How do you measure innovation in outsourcing?

Outsourcing can have its benefits, but how often do we bother to measure the actual value of our outsourcing relationships? Or the innovation they deliver? In Europe, at least, the answer is: not very often.

According to a study conducted by business consultancy services provider, Cognizant and the UK's Warwick Business School, about two-thirds of companies don't attempt to measure the value of innovation gained via outsourcing. The study encompassed 250 chief innovation officers (CIOs) and chief financial officers (CFOs) in Europe, and examined their attitudes about outsourcing for innovation.

Ironically, most CIOs and CFOs seem fully aware of the benefits that outsourcing brings. More than 60% of CIOs turn to outsourcing companies for innovation and 50% said they would be willing to pay more for an outsourced service that enables them to maintain innovation within their industry. Threequarters of respondents (70%) also believe that innovation achieved through outsourcing contributes to their organisation's financial performance. The study also notes that more is being spent on outsourcing now than at any other point during the past.

Speaking to PTE in an interview, Sanjiv Gossain, UK MD of Cognizant, explained the problem in greater detail. "While businesses are clearly turning to outsourcers to aid and deliver innovation within their organisations, many are missing a major opportunity to demonstrate the successful impact that this innovation is having within the organisation. This can only mean that money is being wasted by investment into innovation initiatives that are not delivering tangible results."

So why are so few companies actually measuring the value and innovation that they get from their investment?

Defining the problem

One major hurdle lies in actually finding a method to successfully measure the value of outsourcing and the innovation it delivers. "The problem comes with defining innovation and educating businesses on how to successfully measure it to prove its impact on the company's bottom line," Gossain told PTE.

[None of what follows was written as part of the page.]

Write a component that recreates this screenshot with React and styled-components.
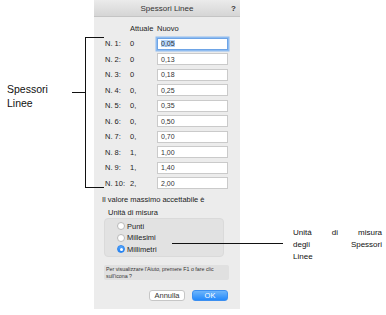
import React from 'react';
import styled, { createGlobalStyle } from 'styled-components';

const Global = createGlobalStyle`
  html, body { margin: 0; padding: 0; background: #fff; }
  body { font-family: "Liberation Sans", Arial, Helvetica, sans-serif; color: #1c1c1c; }
`;

const Page = styled.div`
  position: relative;
  width: 386px;
  height: 315px;
  display: flex;
  overflow: hidden;
`;

const LeftNote = styled.div`
  width: 94px;
  flex: none;
  box-sizing: border-box;
  padding: 82px 0 0 7px;
  font-size: 10.5px;
  line-height: 14px;
  color: #111;
`;

const Bracket = styled.div`
  position: absolute;
  left: 85px;
  top: 37px;
  width: 18px;
  height: 149px;
  border: 1.5px solid #111;
  border-right: none;
`;

const Leader = styled.div`
  position: absolute;
  left: ${p => p.$left}px;
  top: ${p => p.$top}px;
  width: ${p => p.$width}px;
  border-top: 1.5px solid #111;
`;

const Dialog = styled.div`
  width: 146px;
  height: 309px;
  flex: none;
  background: #ececec;
  display: flex;
  flex-direction: column;
  font-size: 7.5px;
`;

const TitleBar = styled.div`
  height: 17px;
  flex: none;
  box-sizing: border-box;
  display: grid;
  grid-template-columns: 1fr auto 1fr;
  align-items: center;
  padding: 0 4px;
  background: linear-gradient(#ebebeb, #d5d5d5);
  border-bottom: 1px solid #c4c4c4;
  font-size: 8px;
  color: #333;
`;

const Title = styled.div`
  grid-column: 2;
  text-align: center;
`;

const Help = styled.div`
  grid-column: 3;
  justify-self: end;
  font-weight: bold;
  font-size: 8px;
`;

const Table = styled.div`
  display: grid;
  grid-template-columns: 25px 27px 71px;
  grid-auto-rows: 12px;
  row-gap: 3.5px;
  align-items: center;
  margin: 5px 0 0 11px;
`;

const HeadCell = styled.div`
  grid-column: ${p => p.$col};
`;

const Cell = styled.div`
  white-space: nowrap;
`;

const Input = styled.div`
  height: 12px;
  box-sizing: border-box;
  background: #fff;
  border: 1px solid ${p => (p.$focused ? '#6ea4e6' : '#cacaca')};
  box-shadow: ${p => (p.$focused ? '0 0 0 1.5px #8fbcf0' : 'none')};
  padding-left: 3px;
  display: flex;
  align-items: center;
  font-size: 7px;
  color: #333;
`;

const Selected = styled.span`
  background: #b4d5fa;
`;

const MaxText = styled.div`
  margin: 6px 0 0 8px;
`;

const GroupLabel = styled.div`
  margin: 4px 0 1px 14px;
`;

const GroupBox = styled.div`
  margin: 0 16px 0 10px;
  height: 39px;
  box-sizing: border-box;
  background: #e2e2e2;
  border: 1px solid #dadada;
  border-radius: 4px;
  display: flex;
  flex-direction: column;
  gap: 3.5px;
  padding: 3px 0 0 12px;
`;

const RadioRow = styled.div`
  display: flex;
  align-items: center;
  gap: 2px;
  height: 8px;
  font-size: 7.5px;
`;

const RadioDot = styled.span`
  width: 8px;
  height: 8px;
  box-sizing: border-box;
  border-radius: 50%;
  flex: none;
  background: ${p => (p.$on ? 'linear-gradient(#5aa8fb, #1b7ff5)' : '#fff')};
  border: 1px solid ${p => (p.$on ? '#2f86ee' : '#b9b9b9')};
  display: flex;
  align-items: center;
  justify-content: center;
  &::after {
    content: '';
    width: 3px;
    height: 3px;
    border-radius: 50%;
    background: ${p => (p.$on ? '#fff' : 'transparent')};
  }
`;

const HelpBox = styled.div`
  margin: 8px 11px 0 10px;
  height: 15px;
  box-sizing: border-box;
  background: #e0e0e0;
  border-radius: 2px;
  padding: 1px 2px;
  font-size: 5.3px;
  line-height: 6.5px;
  color: #333;
`;

const Buttons = styled.div`
  display: flex;
  justify-content: flex-end;
  gap: 7px;
  margin: 10px 12px 0 0;
`;

const Button = styled.div`
  width: 36px;
  height: 11px;
  box-sizing: border-box;
  border-radius: 3px;
  display: flex;
  align-items: center;
  justify-content: center;
  font-size: 7.5px;
  background: ${p => (p.$primary ? 'linear-gradient(#6db5fb, #2489fb)' : '#fff')};
  color: ${p => (p.$primary ? '#fff' : '#333')};
  border: 1px solid ${p => (p.$primary ? '#3c8ff0' : '#c6c6c6')};
`;

const RightNote = styled.div`
  flex: none;
  width: 146px;
  box-sizing: border-box;
  padding: 227px 0 0 53px;
  font-size: 8px;
  line-height: 12px;
  color: #111;
`;

const NoteLine = styled.div`
  width: 89px;
  text-align: ${p => (p.$last ? 'left' : 'justify')};
  text-align-last: ${p => (p.$last ? 'left' : 'justify')};
`;

const rows = [
  ['N. 1:', '0', '0,05'],
  ['N. 2:', '0', '0,13'],
  ['N. 3:', '0', '0,18'],
  ['N. 4:', '0,', '0,25'],
  ['N. 5:', '0,', '0,35'],
  ['N. 6:', '0,', '0,50'],
  ['N. 7:', '0,', '0,70'],
  ['N. 8:', '1,', '1,00'],
  ['N. 9:', '1,', '1,40'],
  ['N. 10:', '2,', '2,00'],
];

export default function App() {
  return (
    <Page>
      <Global />
      <LeftNote>
        Spessori
        <br />
        Linee
      </LeftNote>
      <Dialog>
        <TitleBar>
          <Title>Spessori Linee</Title>
          <Help>?</Help>
        </TitleBar>
        <Table>
          <HeadCell $col={2}>Attuale</HeadCell>
          <HeadCell $col={3}>Nuovo</HeadCell>
          {rows.map(([n, a, v], i) => (
            <React.Fragment key={n}>
              <Cell>{n}</Cell>
              <Cell>{a}</Cell>
              <Input $focused={i === 0}>{i === 0 ? <Selected>{v}</Selected> : v}</Input>
            </React.Fragment>
          ))}
        </Table>
        <MaxText>Il valore massimo accettabile è</MaxText>
        <GroupLabel>Unità di misura</GroupLabel>
        <GroupBox>
          <RadioRow><RadioDot />Punti</RadioRow>
          <RadioRow><RadioDot />Millesimi</RadioRow>
          <RadioRow><RadioDot $on />Millimetri</RadioRow>
        </GroupBox>
        <HelpBox>
          Per visualizzare l'Aiuto, premere F1 o fare clic
          <br />
          sull'icona ?
        </HelpBox>
        <Buttons>
          <Button>Annulla</Button>
          <Button $primary>OK</Button>
        </Buttons>
      </Dialog>
      <RightNote>
        <NoteLine>Unitá di misura</NoteLine>
        <NoteLine>degli Spessori</NoteLine>
        <NoteLine $last>Linee</NoteLine>
      </RightNote>
      <Bracket />
      <Leader $left={72} $top={92} $width={13} />
      <Leader $left={172} $top={243} $width={111} />
    </Page>
  );
}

Ilan Oshri from Warwick Business School explained that the management of innovation is a key weakness in many businesses. However, Warwick Business School is now in the process of conducting qualitative research among C-level executives in more detail to put a figure on the value of innovation and further investigate the links between outsourcing and client organisations. The final findings will be available in a report later this year, available for download at http://www.valueofinnovation.com.

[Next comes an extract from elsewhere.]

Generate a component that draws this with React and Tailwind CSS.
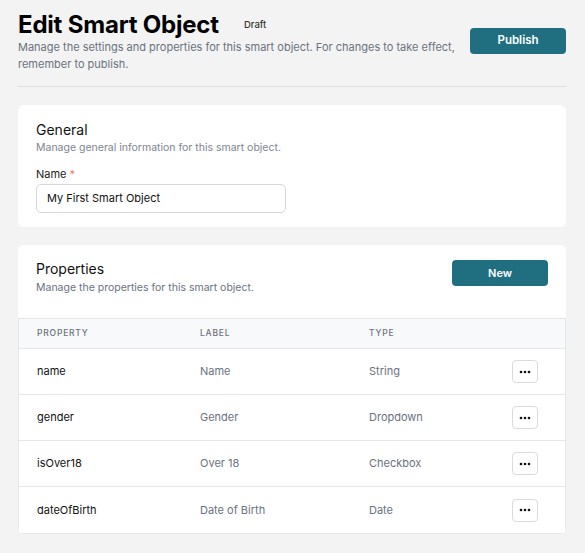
const rows = [
  { name: 'name', label: 'Name', type: 'String' },
  { name: 'gender', label: 'Gender', type: 'Dropdown' },
  { name: 'isOver18', label: 'Over 18', type: 'Checkbox' },
  { name: 'dateOfBirth', label: 'Date of Birth', type: 'Date' },
];

function DotsButton() {
  return (
    <button className="flex h-[23px] w-[26px] items-center justify-center rounded-[4px] border border-[#d9dbe0] bg-white">
      <svg width="12" height="4" viewBox="0 0 12 4" fill="#111">
        <circle cx="2" cy="2" r="1.3" />
        <circle cx="6" cy="2" r="1.3" />
        <circle cx="10" cy="2" r="1.3" />
      </svg>
    </button>
  );
}

export default function App() {
  return (
    <div className="min-h-[553px] bg-[#f3f3f3] pl-[18px] pr-[19px] pt-[11px] pb-5 font-['Inter',sans-serif] text-[#111]">
      {/* header */}
      <div className="flex items-start justify-between border-b border-[#e1e1e1] pb-[13px]">
        <div>
          <div className="flex items-start gap-[25px]">
            <h1 className="text-[24px] font-bold leading-[28px] tracking-[-0.2px] text-black">Edit Smart Object</h1>
            <span className="mt-[7px] text-[9.5px] font-medium text-[#333]">Draft</span>
          </div>
          <p className="mt-0 w-[450px] text-[11px] leading-[17px] text-[#6b7280]">
            Manage the settings and properties for this smart object. For changes to take effect, remember to publish.
          </p>
        </div>
        <button className="mt-[17px] h-[26px] w-[96px] rounded-[4px] bg-[#1f6f80] text-[11.5px] font-semibold text-white">
          Publish
        </button>
      </div>

      {/* general */}
      <div className="mt-[18px] rounded-[6px] bg-white px-[18px] pt-[16px] pb-[14px]">
        <h2 className="text-[14px] leading-[18px] text-[#111]">General</h2>
        <p className="mt-[2px] text-[10.5px] leading-[14px] text-[#808590]">Manage general information for this smart object.</p>
        <label className="mt-[12px] block text-[11px] leading-[14px] text-[#222]">
          Name <span className="text-[#e8845a]">*</span>
        </label>
        <div className="mt-[3px] flex h-[29px] w-[250px] items-center rounded-[5px] border border-[#d6d8dd] px-[10px] text-[11px] text-[#111]">
          My First Smart Object
        </div>
      </div>

      {/* properties */}
      <div className="mt-[18px] overflow-hidden rounded-[6px] bg-white">
        <div className="flex items-start justify-between px-[18px] pt-[15px] pb-[23px]">
          <div>
            <h2 className="text-[14px] leading-[18px] text-[#111]">Properties</h2>
            <p className="mt-[3px] text-[10.5px] leading-[14px] text-[#6b7280]">Manage the properties for this smart object.</p>
          </div>
          <button className="h-[26px] w-[96px] rounded-[4px] bg-[#1f6f80] text-[11px] font-semibold text-white">New</button>
        </div>
        <div className="border border-[#e4e6ea]">
          <div className="grid h-[30px] grid-cols-[163px_169px_143px_1fr] items-center border-b border-[#e4e6ea] bg-[#f8f9fa] pl-[18px] text-[8.5px] font-medium tracking-[0.8px] text-[#6b7280]">
            <span>PROPERTY</span>
            <span>LABEL</span>
            <span>TYPE</span>
            <span></span>
          </div>
          {rows.map((r, i) => (
            <div
              key={r.name}
              className={`grid h-[46px] grid-cols-[163px_169px_143px_1fr] items-center pl-[18px] text-[11px] ${i < rows.length - 1 ? 'border-b border-[#e4e6ea]' : ''}`}
            >
              <span className="text-[#111]">{r.name}</span>
              <span className="text-[#6b7280]">{r.label}</span>
              <span className="text-[#6b7280]">{r.type}</span>
              <DotsButton />
            </div>
          ))}
        </div>
      </div>
    </div>
  );
}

This isn't the first time that Cognizant and Warwick Business School have examined outsourcing issues. In 2009, they conducted a study about the benefits of outsourcing beyond the one-time cost saving. The results revealed that less than half of CIOs and CFOs try to calculate the impact of outsourcing on their business. If you missed out on this then you can catch up in the October and November 2009 issues of PTE, available on our website http://www.PharmTech.com.

"This new research into innovation, and the accompanying academic report due later this year, is a natural extension of our former study," said Gossain. "Modern outsourcing relationships now offer and deliver far more than just cost savings. Clients are now looking for more value from their outsourcing partnerships and innovation is a big part of this. This is a shift we are seeing across the industry."

Modern outsourcing relationships should help a business to innovate, and metrics should be established at the very beginning. It is also important to appraise any financial benefits that outsourcing for innovation offers.

"In order to drive repeatable innovation, companies need to establish a framework with their outsourcing partners to determine their objectives and formalise the innovation achieved," said Gossain. "Developing metrics will also help the C-level share the results and prove the worth of outsourcing-led innovation."